**Stated exercise**
Everything from the first line of the data through the line with "w-[1095px] h-[762px] overflow-hidden" is to be echoed exactly, minus the pictures.

-- begin Available data --

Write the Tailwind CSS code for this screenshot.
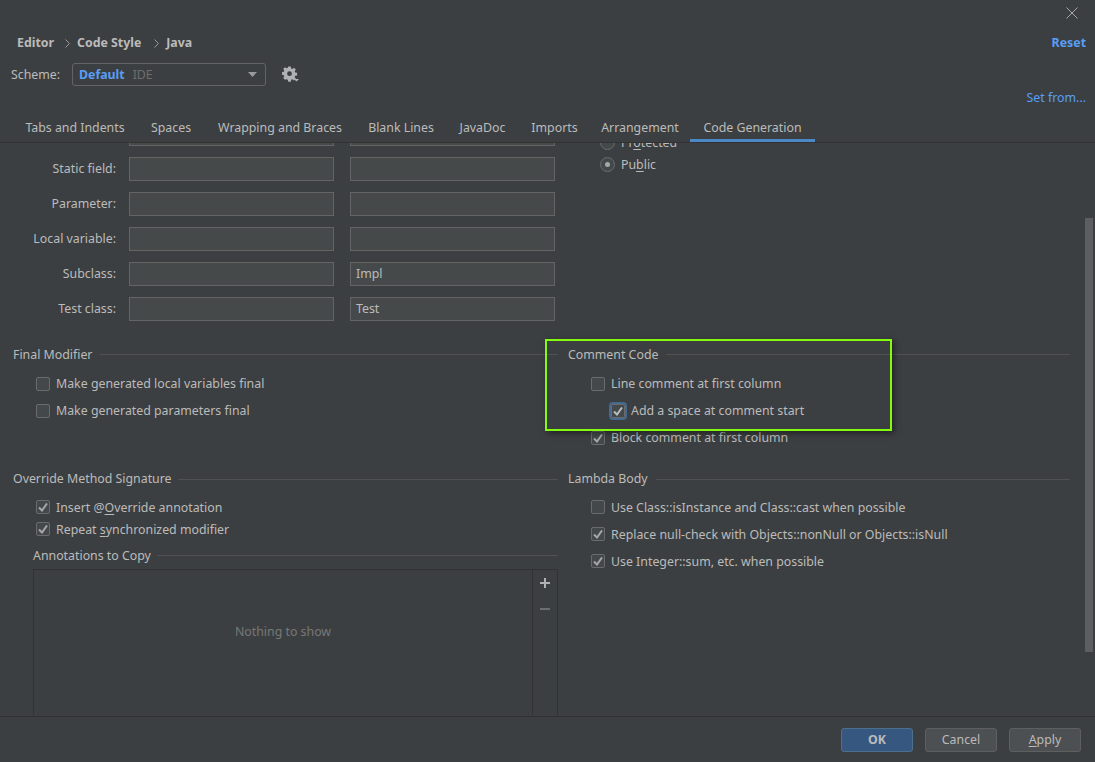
<!DOCTYPE html>
<html lang="en">
<head>
  <meta charset="UTF-8">
  <title>Code Style - Java</title>
  <script src="https://cdn.jsdelivr.net/npm/@tailwindcss/browser@4"></script>
</head>
<body class="bg-[#3c3f41]">
  <div class="relative w-[1095px] h-[762px] overflow-hidden flex flex-col bg-[#3c3f41] text-[#bbbbbb] text-[12.35px] leading-[18px] font-['Noto_Sans','Open_Sans',sans-serif]">

    <!-- header -->
    <header class="h-[143px] shrink-0 flex flex-col border-b border-[#323232]">
      <div class="h-[24px] flex justify-end pr-[17px] pt-[7px]">
        <svg width="12" height="12" viewBox="0 0 12 12" fill="none" stroke="#a8a8a8" stroke-width="1"><path d="M0.5 0.5l11 11M11.5 0.5l-11 11"/></svg>
      </div>
      <div class="h-[36px] flex items-center pl-[17px] pr-[9px] pt-[2px] font-bold">
        <span>Editor</span>
        <svg class="ml-[11px] mr-[7px]" width="5" height="9" viewBox="0 0 5 9" fill="none" stroke="#999" stroke-width="1"><path d="M0.5 0.5l4 4-4 4"/></svg>
        <span>Code Style</span>
        <svg class="ml-[13px] mr-[7px]" width="5" height="9" viewBox="0 0 5 9" fill="none" stroke="#999" stroke-width="1"><path d="M0.5 0.5l4 4-4 4"/></svg>
        <span>Java</span>
        <span class="ml-auto text-[#589df6]">Reset</span>
      </div>
      <div class="h-[24px] mt-[2px] flex items-center pl-[11px]">
        <span class="w-[61px] pt-[2px]">Scheme:</span>
        <div class="w-[194px] h-[23px] flex items-center pl-[6px] pr-[8px] border border-[#646464] rounded-[3px]">
          <span class="pt-[2px] font-bold text-[#589df6]">Default</span>
          <span class="pt-[2px] ml-[8px] text-[#6e6e6e]">IDE</span>
          <svg class="ml-auto" width="9" height="5" viewBox="0 0 9 5" fill="#9a9a9a"><path d="M0 0h9L4.5 5z"/></svg>
        </div>
        <svg class="ml-[16px]" width="17" height="16" viewBox="0 0 17 16">
          <path fill="#afb1b3" fill-rule="evenodd" d="M6.2 0.5h2.6l.4 1.9 1.2.5 1.6-1.1 1.8 1.8-1.1 1.6.5 1.2 1.9.4v2.6l-1.9.4-.5 1.2 1.1 1.6-1.8 1.8-1.6-1.1-1.2.5-.4 1.9H6.2l-.4-1.9-1.2-.5L3 13.8 1.2 12l1.1-1.6-.5-1.2-1.9-.4V6.2l1.9-.4.5-1.2L1.2 3 3 1.2l1.6 1.1 1.2-.5zM7.5 5.3a2.4 2.4 0 1 0 0 4.8 2.4 2.4 0 0 0 0-4.8z"/>
          <path fill="#afb1b3" d="M12 13h5l-2.5 2.5z"/>
        </svg>
      </div>
      <div class="h-[20px] mt-[2px] flex items-center justify-end pr-[9px] text-[#589df6]">Set from...</div>
      <nav class="flex-1 flex items-end pl-[12px] text-center">
        <span class="w-[126px] h-[27px] pt-[4px]">Tabs and Indents</span>
        <span class="w-[66px] h-[27px] pt-[4px]">Spaces</span>
        <span class="w-[152px] h-[27px] pt-[4px]">Wrapping and Braces</span>
        <span class="w-[90px] h-[27px] pt-[4px]">Blank Lines</span>
        <span class="w-[73px] h-[27px] pt-[4px]">JavaDoc</span>
        <span class="w-[71px] h-[27px] pt-[4px]">Imports</span>
        <span class="w-[100px] h-[27px] pt-[4px]">Arrangement</span>
        <span class="w-[125px] h-[27px] pt-[4px] border-b-[3px] border-[#4a88c7]">Code Generation</span>
      </nav>
    </header>

    <!-- settings body -->
    <main class="flex-1 min-h-0 overflow-hidden flex pl-[13px] pr-[25px]">
      <div class="w-[545px] shrink-0 flex flex-col">
        <!-- naming fields -->
        <div class="-mt-[21px] flex flex-col gap-[11px]">
          <div class="flex items-center h-[24px] pl-[116px] gap-[16px]">
            <div class="w-[205px] h-[24px] border border-[#646464] bg-[#45494a]"></div>
            <div class="w-[205px] h-[24px] border border-[#646464] bg-[#45494a]"></div>
          </div>
          <div class="flex items-center h-[24px]">
            <span class="w-[103px] text-right">Static field:</span>
            <div class="ml-[13px] w-[205px] h-[24px] border border-[#646464] bg-[#45494a]"></div>
            <div class="ml-[16px] w-[205px] h-[24px] border border-[#646464] bg-[#45494a]"></div>
          </div>
          <div class="flex items-center h-[24px]">
            <span class="w-[103px] text-right">Parameter:</span>
            <div class="ml-[13px] w-[205px] h-[24px] border border-[#646464] bg-[#45494a]"></div>
            <div class="ml-[16px] w-[205px] h-[24px] border border-[#646464] bg-[#45494a]"></div>
          </div>
          <div class="flex items-center h-[24px]">
            <span class="w-[103px] text-right">Local variable:</span>
            <div class="ml-[13px] w-[205px] h-[24px] border border-[#646464] bg-[#45494a]"></div>
            <div class="ml-[16px] w-[205px] h-[24px] border border-[#646464] bg-[#45494a]"></div>
          </div>
          <div class="flex items-center h-[24px]">
            <span class="w-[103px] text-right">Subclass:</span>
            <div class="ml-[13px] w-[205px] h-[24px] border border-[#646464] bg-[#45494a]"></div>
            <div class="ml-[16px] w-[205px] h-[24px] border border-[#646464] bg-[#45494a] pl-[5px] leading-[22px]">Impl</div>
          </div>
          <div class="flex items-center h-[24px]">
            <span class="w-[103px] text-right">Test class:</span>
            <div class="ml-[13px] w-[205px] h-[24px] border border-[#646464] bg-[#45494a]"></div>
            <div class="ml-[16px] w-[205px] h-[24px] border border-[#646464] bg-[#45494a] pl-[5px] leading-[22px]">Test</div>
          </div>
        </div>

        <!-- final modifier -->
        <div class="mt-[24px] h-[18px] flex items-center gap-[8px]">
          <span class="pt-[2px]">Final Modifier</span><div class="flex-1 h-px bg-[#515151]"></div>
        </div>
        <div class="mt-[13px] ml-[23px] h-[16px] flex items-center gap-[6px]">
          <div class="w-[14px] h-[14px] rounded-[2px] border border-[#6b6b6b] bg-[#43494a]"></div>
          <span>Make generated local variables final</span>
        </div>
        <div class="mt-[11px] ml-[23px] h-[16px] flex items-center gap-[6px]">
          <div class="w-[14px] h-[14px] rounded-[2px] border border-[#6b6b6b] bg-[#43494a]"></div>
          <span>Make generated parameters final</span>
        </div>

        <!-- override method signature -->
        <div class="mt-[51px] h-[18px] flex items-center gap-[6px]">
          <span>Override Method Signature</span><div class="flex-1 h-px bg-[#515151]"></div>
        </div>
        <div class="mt-[11px] ml-[23px] h-[16px] flex items-center gap-[6px]">
          <div class="w-[14px] h-[14px] rounded-[2px] border border-[#6b6b6b] bg-[#43494a] flex items-center justify-center">
            <svg width="10" height="9" viewBox="0 0 10 9" fill="none" stroke="#a7a7a7" stroke-width="2"><path d="M1 4.5l3 3 5-7"/></svg>
          </div>
          <span class="pt-[2px]">Insert @<u class="underline-offset-2">O</u>verride annotation</span>
        </div>
        <div class="mt-[6px] ml-[23px] h-[16px] flex items-center gap-[6px]">
          <div class="w-[14px] h-[14px] rounded-[2px] border border-[#6b6b6b] bg-[#43494a] flex items-center justify-center">
            <svg width="10" height="9" viewBox="0 0 10 9" fill="none" stroke="#a7a7a7" stroke-width="2"><path d="M1 4.5l3 3 5-7"/></svg>
          </div>
          <span class="pt-[2px]">Repeat <u class="underline-offset-2">s</u>ynchronized modifier</span>
        </div>
        <div class="mt-[9px] ml-[20px] h-[18px] flex items-center gap-[6px]">
          <span class="pt-[2px]">Annotations to Copy</span><div class="flex-1 h-px bg-[#515151]"></div>
        </div>
        <div class="mt-[5px] ml-[20px] h-[146px] flex border border-b-0 border-[#323232]">
          <div class="flex-1 flex items-center justify-center pb-[22px] text-[#777777]">Nothing to show</div>
          <div class="w-[25px] border-l border-[#323232] flex flex-col items-center pt-[8px] gap-[16px]">
            <svg width="10" height="10" viewBox="0 0 10 10" fill="#afb1b3"><path d="M4 0h2v4h4v2H6v4H4V6H0V4h4z"/></svg>
            <svg width="10" height="10" viewBox="0 0 10 10" fill="#6b6e70"><path d="M0 4h10v2H0z"/></svg>
          </div>
        </div>
      </div>

      <div class="ml-[10px] flex-1 flex flex-col">
        <!-- visibility radios -->
        <div class="-mt-[10px] ml-[32px] h-[18px] flex items-center gap-[6px]">
          <div class="w-[15px] h-[15px] rounded-full border border-[#6b6b6b] bg-[#43494a]"></div>
          <span class="pt-[2px]">Pr<u class="underline-offset-2">o</u>tected</span>
        </div>
        <div class="mt-[4px] ml-[32px] h-[18px] flex items-center gap-[6px]">
          <div class="w-[15px] h-[15px] rounded-full border border-[#6b6b6b] bg-[#43494a] flex items-center justify-center">
            <div class="w-[5px] h-[5px] rounded-full bg-[#a7a7a7]"></div>
          </div>
          <span class="pt-[2px]">Pu<u class="underline-offset-2">b</u>lic</span>
        </div>

        <!-- comment code -->
        <div class="mt-[172px] h-[18px] flex items-center gap-[8px]">
          <span class="pt-[2px]">Comment Code</span><div class="flex-1 h-px bg-[#515151]"></div>
        </div>
        <div class="mt-[13px] ml-[23px] h-[16px] flex items-center gap-[6px]">
          <div class="w-[14px] h-[14px] rounded-[2px] border border-[#6b6b6b] bg-[#43494a]"></div>
          <span>Line comment at first column</span>
        </div>
        <div class="mt-[11px] ml-[43px] h-[16px] flex items-center gap-[6px]">
          <div class="w-[14px] h-[14px] rounded-[2px] border border-[#6b6b6b] bg-[#43494a] outline-2 outline-[#46698f] flex items-center justify-center">
            <svg width="10" height="9" viewBox="0 0 10 9" fill="none" stroke="#bcbcbc" stroke-width="2"><path d="M1 4.5l3 3 5-7"/></svg>
          </div>
          <span>Add a space at comment start</span>
        </div>
        <div class="mt-[11px] ml-[23px] h-[16px] flex items-center gap-[6px]">
          <div class="w-[14px] h-[14px] rounded-[2px] border border-[#6b6b6b] bg-[#43494a] flex items-center justify-center">
            <svg width="10" height="9" viewBox="0 0 10 9" fill="none" stroke="#a7a7a7" stroke-width="2"><path d="M1 4.5l3 3 5-7"/></svg>
          </div>
          <span>Block comment at first column</span>
        </div>

        <!-- lambda body -->
        <div class="mt-[24px] h-[18px] flex items-center gap-[8px]">
          <span>Lambda Body</span><div class="flex-1 h-px bg-[#515151]"></div>
        </div>
        <div class="mt-[11px] ml-[23px] h-[16px] flex items-center gap-[6px]">
          <div class="w-[14px] h-[14px] rounded-[2px] border border-[#6b6b6b] bg-[#43494a]"></div>
          <span class="pt-[2px]">Use Class::isInstance and Class::cast when possible</span>
        </div>
        <div class="mt-[11px] ml-[23px] h-[16px] flex items-center gap-[6px]">
          <div class="w-[14px] h-[14px] rounded-[2px] border border-[#6b6b6b] bg-[#43494a] flex items-center justify-center">
            <svg width="10" height="9" viewBox="0 0 10 9" fill="none" stroke="#a7a7a7" stroke-width="2"><path d="M1 4.5l3 3 5-7"/></svg>
          </div>
          <span class="pt-[2px]">Replace null-check with Objects::nonNull or Objects::isNull</span>
        </div>
        <div class="mt-[11px] ml-[23px] h-[16px] flex items-center gap-[6px]">
          <div class="w-[14px] h-[14px] rounded-[2px] border border-[#6b6b6b] bg-[#43494a] flex items-center justify-center">
            <svg width="10" height="9" viewBox="0 0 10 9" fill="none" stroke="#a7a7a7" stroke-width="2"><path d="M1 4.5l3 3 5-7"/></svg>
          </div>
          <span class="pt-[2px]">Use Integer::sum, etc. when possible</span>
        </div>
      </div>
    </main>

    <!-- footer -->
    <footer class="h-[46px] shrink-0 border-t border-[#323232] flex items-center justify-end gap-[12px] pr-[14px] pt-[1px]">
      <div class="w-[72px] h-[24px] rounded-[3px] border border-[#4c708c] bg-[#365880] font-bold flex items-center justify-center">OK</div>
      <div class="w-[72px] h-[24px] rounded-[3px] border border-[#5e6060] bg-[#4c5052] flex items-center justify-center">Cancel</div>
      <div class="w-[72px] h-[24px] rounded-[3px] border border-[#5e6060] bg-[#4c5052] flex items-center justify-center"><span><u class="underline-offset-2">A</u>pply</span></div>
    </footer>

    <!-- scrollbar thumb, over the content -->
    <div class="absolute left-[1085px] top-[218px] w-[8px] h-[434px] bg-[#5c5e5f]"></div>
    <!-- green annotation drawn over the screenshot -->
    <div class="absolute left-[545px] top-[339px] w-[347px] h-[92px] border-[2px] border-[#84fb0e] shadow-[2px_2px_6px_rgba(0,0,0,0.5)]"></div>
  </div>
</body>
</html>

-- end Available data --

**Exercise response**
Write the Tailwind CSS code for this screenshot.
<!DOCTYPE html>
<html lang="en">
<head>
  <meta charset="UTF-8">
  <title>Code Style - Java</title>
  <script src="https://cdn.jsdelivr.net/npm/@tailwindcss/browser@4"></script>
</head>
<body class="bg-[#3c3f41]">
  <div class="relative w-[1095px] h-[762px] overflow-hidden flex flex-col bg-[#3c3f41] text-[#bbbbbb] text-[12.35px] leading-[18px] font-['Noto_Sans','Open_Sans',sans-serif]">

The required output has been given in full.